▸ Aim of the task
Omit any picture, and return the remaining data exactly as written.
* Start *
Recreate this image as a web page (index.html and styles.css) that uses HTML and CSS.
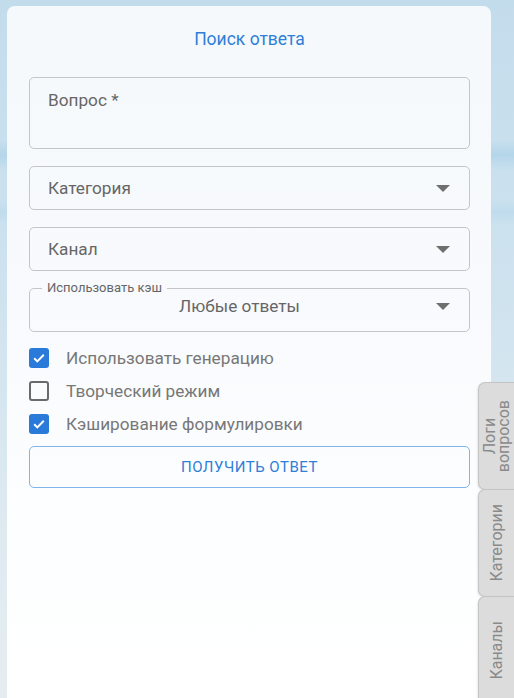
FILE: index.html
```html
<!DOCTYPE html>
<html lang="ru">
<head>
<meta charset="utf-8">
<title>Поиск ответа</title>
<link rel="stylesheet" href="styles.css">
</head>
<body>
<div class="page">
  <main class="card">
    <h1 class="title">Поиск ответа</h1>
    <div class="field textarea"><span class="placeholder">Вопрос *</span></div>
    <div class="field select"><span class="placeholder">Категория</span><span class="arrow"></span></div>
    <div class="field select"><span class="placeholder">Канал</span><span class="arrow"></span></div>
    <fieldset class="field select legend-field">
      <legend>Использовать кэш</legend>
      <span class="value">Любые ответы</span><span class="arrow"></span>
    </fieldset>
    <div class="checks">
      <label class="check"><span class="box on"><svg viewBox="0 0 18 18" width="18" height="18"><path d="M4.2 9.3l3.1 3.1 6.5-6.6" fill="none" stroke="#fff" stroke-width="2"/></svg></span>Использовать генерацию</label>
      <label class="check"><span class="box"></span>Творческий режим</label>
      <label class="check"><span class="box on"><svg viewBox="0 0 18 18" width="18" height="18"><path d="M4.2 9.3l3.1 3.1 6.5-6.6" fill="none" stroke="#fff" stroke-width="2"/></svg></span>Кэширование формулировки</label>
    </div>
    <button class="btn">Получить ответ</button>
  </main>
  <nav class="tabs">
    <div class="tab t1"><span>Логи<br>вопросов</span></div>
    <div class="tab t2"><span>Категории</span></div>
    <div class="tab t3"><span>Каналы</span></div>
  </nav>
</div>
</body>
</html>
```

FILE: styles.css
```css
html, body {
  margin: 0;
  padding: 0;
  height: 100%;
  overflow: hidden;
}
body {
  font-family: Roboto, "Noto Sans", sans-serif;
  background:
    linear-gradient(180deg, rgba(255,255,255,0) 0px, rgba(255,255,255,0) 140px, rgba(160,205,230,0.5) 155px, rgba(255,255,255,0) 170px, rgba(255,255,255,0) 200px, rgba(180,215,235,0.5) 212px, rgba(255,255,255,0) 225px),
    linear-gradient(180deg, #c3dcec 0px, #cfe3ef 300px, #dde9f0 500px, #e6edf1 698px);
}
.page {
  position: relative;
  height: 100%;
  box-sizing: border-box;
  padding: 6px 0 0 7px;
}
.card {
  width: 484px;
  height: 720px;
  box-sizing: border-box;
  padding: 23px 21px 0 22px;
  border-radius: 8px;
  background: linear-gradient(180deg, #f5f9fc 0px, #f8fafd 300px, #fdfeff 520px, #ffffff 700px);
  display: flex;
  flex-direction: column;
}
.title {
  margin: 0 0 28px;
  font-size: 17.5px;
  line-height: 20px;
  font-weight: 400;
  text-align: center;
  color: #2f7ed8;
}
.field {
  box-sizing: border-box;
  width: 441px;
  border: 1px solid #c3c5c8;
  border-radius: 5px;
  display: flex;
  align-items: center;
  padding: 0 19px 0 18px;
  font-size: 17.2px;
  color: #666;
  margin: 0 0 17px;
  position: relative;
}
.textarea {
  height: 72px;
  align-items: flex-start;
  padding-top: 12px;
  line-height: 20px;
}
.select {
  height: 44px;
}
.placeholder {
  flex: 1;
}
.arrow {
  width: 0;
  height: 0;
  border-left: 7px solid transparent;
  border-right: 7px solid transparent;
  border-top: 7px solid #6f6f6f;
  margin-left: 5px;
}
.legend-field {
  margin: -8px 0 0;
  height: 52px;
  padding-top: 0;
  padding-bottom: 7px;
  min-width: 0;
}
.legend-field legend {
  font-size: 13px;
  line-height: 16px;
  color: #666;
  padding: 0 5px;
  margin-left: -6px;
}
.value {
  flex: 1;
  text-align: center;
  color: #666;
}
.checks {
  display: flex;
  flex-direction: column;
  margin: 9px 0 0;
}
.check {
  display: flex;
  align-items: center;
  height: 33px;
  font-size: 17.2px;
  color: #777;
}
.box {
  box-sizing: border-box;
  width: 20px;
  height: 20px;
  border: 2px solid #6a6a6a;
  border-radius: 3px;
  margin-right: 17px;
  display: flex;
  align-items: center;
  justify-content: center;
}
.box.on {
  border: none;
  background: #2a7bd9;
}
.btn {
  margin-top: 6px;
  width: 441px;
  height: 42px;
  box-sizing: border-box;
  background: transparent;
  border: 1px solid #80b4ea;
  border-radius: 5px;
  color: #2f7ed8;
  font-family: Roboto, "Noto Sans", sans-serif;
  font-size: 15px;
  text-transform: uppercase;
  letter-spacing: 0.5px;
}
.tabs {
  position: absolute;
  left: 478px;
  top: 382px;
  width: 36px;
  display: flex;
  flex-direction: column;
}
.tab {
  box-sizing: border-box;
  height: 108px;
  margin-bottom: -1px;
  background: #dcdcdc;
  border: 1px solid #c4c4c4;
  border-right: none;
  border-radius: 7px 0 0 7px;
  display: flex;
  align-items: center;
  justify-content: center;
  font-size: 16px;
  line-height: 14px;
  color: #8a8a8a;
  box-shadow: -1px 1px 2px rgba(0,0,0,0.08);
}
.tab span {
  writing-mode: vertical-rl;
  transform: rotate(180deg);
  text-align: center;
}
.t1 { padding-left: 1px; }
.t3 { height: 120px; padding-bottom: 12px; }
```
* End *
▸ Result below
Recreate this image as a web page (index.html and styles.css) that uses HTML and CSS.
FILE: index.html
```html
<!DOCTYPE html>
<html lang="ru">
<head>
<meta charset="utf-8">
<title>Поиск ответа</title>
<link rel="stylesheet" href="styles.css">
</head>
<body>
<div class="page">
  <main class="card">
    <h1 class="title">Поиск ответа</h1>
    <div class="field textarea"><span class="placeholder">Вопрос *</span></div>
    <div class="field select"><span class="placeholder">Категория</span><span class="arrow"></span></div>
    <div class="field select"><span class="placeholder">Канал</span><span class="arrow"></span></div>
    <fieldset class="field select legend-field">
      <legend>Использовать кэш</legend>
      <span class="value">Любые ответы</span><span class="arrow"></span>
    </fieldset>
    <div class="checks">
      <label class="check"><span class="box on"><svg viewBox="0 0 18 18" width="18" height="18"><path d="M4.2 9.3l3.1 3.1 6.5-6.6" fill="none" stroke="#fff" stroke-width="2"/></svg></span>Использовать генерацию</label>
      <label class="check"><span class="box"></span>Творческий режим</label>
      <label class="check"><span class="box on"><svg viewBox="0 0 18 18" width="18" height="18"><path d="M4.2 9.3l3.1 3.1 6.5-6.6" fill="none" stroke="#fff" stroke-width="2"/></svg></span>Кэширование формулировки</label>
    </div>
    <button class="btn">Получить ответ</button>
  </main>
  <nav class="tabs">
    <div class="tab t1"><span>Логи<br>вопросов</span></div>
    <div class="tab t2"><span>Категории</span></div>
    <div class="tab t3"><span>Каналы</span></div>
  </nav>
</div>
</body>
</html>
```

FILE: styles.css
```css
html, body {
  margin: 0;
  padding: 0;
  height: 100%;
  overflow: hidden;
}
body {
  font-family: Roboto, "Noto Sans", sans-serif;
  background:
    linear-gradient(180deg, rgba(255,255,255,0) 0px, rgba(255,255,255,0) 140px, rgba(160,205,230,0.5) 155px, rgba(255,255,255,0) 170px, rgba(255,255,255,0) 200px, rgba(180,215,235,0.5) 212px, rgba(255,255,255,0) 225px),
    linear-gradient(180deg, #c3dcec 0px, #cfe3ef 300px, #dde9f0 500px, #e6edf1 698px);
}
.page {
  position: relative;
  height: 100%;
  box-sizing: border-box;
  padding: 6px 0 0 7px;
}
.card {
  width: 484px;
  height: 720px;
  box-sizing: border-box;
  padding: 23px 21px 0 22px;
  border-radius: 8px;
  background: linear-gradient(180deg, #f5f9fc 0px, #f8fafd 300px, #fdfeff 520px, #ffffff 700px);
  display: flex;
  flex-direction: column;
}
.title {
  margin: 0 0 28px;
  font-size: 17.5px;
  line-height: 20px;
  font-weight: 400;
  text-align: center;
  color: #2f7ed8;
}
.field {
  box-sizing: border-box;
  width: 441px;
  border: 1px solid #c3c5c8;
  border-radius: 5px;
  display: flex;
  align-items: center;
  padding: 0 19px 0 18px;
  font-size: 17.2px;
  color: #666;
  margin: 0 0 17px;
  position: relative;
}
.textarea {
  height: 72px;
  align-items: flex-start;
  padding-top: 12px;
  line-height: 20px;
}
.select {
  height: 44px;
}
.placeholder {
  flex: 1;
}
.arrow {
  width: 0;
  height: 0;
  border-left: 7px solid transparent;
  border-right: 7px solid transparent;
  border-top: 7px solid #6f6f6f;
  margin-left: 5px;
}
.legend-field {
  margin: -8px 0 0;
  height: 52px;
  padding-top: 0;
  padding-bottom: 7px;
  min-width: 0;
}
.legend-field legend {
  font-size: 13px;
  line-height: 16px;
  color: #666;
  padding: 0 5px;
  margin-left: -6px;
}
.value {
  flex: 1;
  text-align: center;
  color: #666;
}
.checks {
  display: flex;
  flex-direction: column;
  margin: 9px 0 0;
}
.check {
  display: flex;
  align-items: center;
  height: 33px;
  font-size: 17.2px;
  color: #777;
}
.box {
  box-sizing: border-box;
  width: 20px;
  height: 20px;
  border: 2px solid #6a6a6a;
  border-radius: 3px;
  margin-right: 17px;
  display: flex;
  align-items: center;
  justify-content: center;
}
.box.on {
  border: none;
  background: #2a7bd9;
}
.btn {
  margin-top: 6px;
  width: 441px;
  height: 42px;
  box-sizing: border-box;
  background: transparent;
  border: 1px solid #80b4ea;
  border-radius: 5px;
  color: #2f7ed8;
  font-family: Roboto, "Noto Sans", sans-serif;
  font-size: 15px;
  text-transform: uppercase;
  letter-spacing: 0.5px;
}
.tabs {
  position: absolute;
  left: 478px;
  top: 382px;
  width: 36px;
  display: flex;
  flex-direction: column;
}
.tab {
  box-sizing: border-box;
  height: 108px;
  margin-bottom: -1px;
  background: #dcdcdc;
  border: 1px solid #c4c4c4;
  border-right: none;
  border-radius: 7px 0 0 7px;
  display: flex;
  align-items: center;
  justify-content: center;
  font-size: 16px;
  line-height: 14px;
  color: #8a8a8a;
  box-shadow: -1px 1px 2px rgba(0,0,0,0.08);
}
.tab span {
  writing-mode: vertical-rl;
  transform: rotate(180deg);
  text-align: center;
}
.t1 { padding-left: 1px; }
.t3 { height: 120px; padding-bottom: 12px; }
```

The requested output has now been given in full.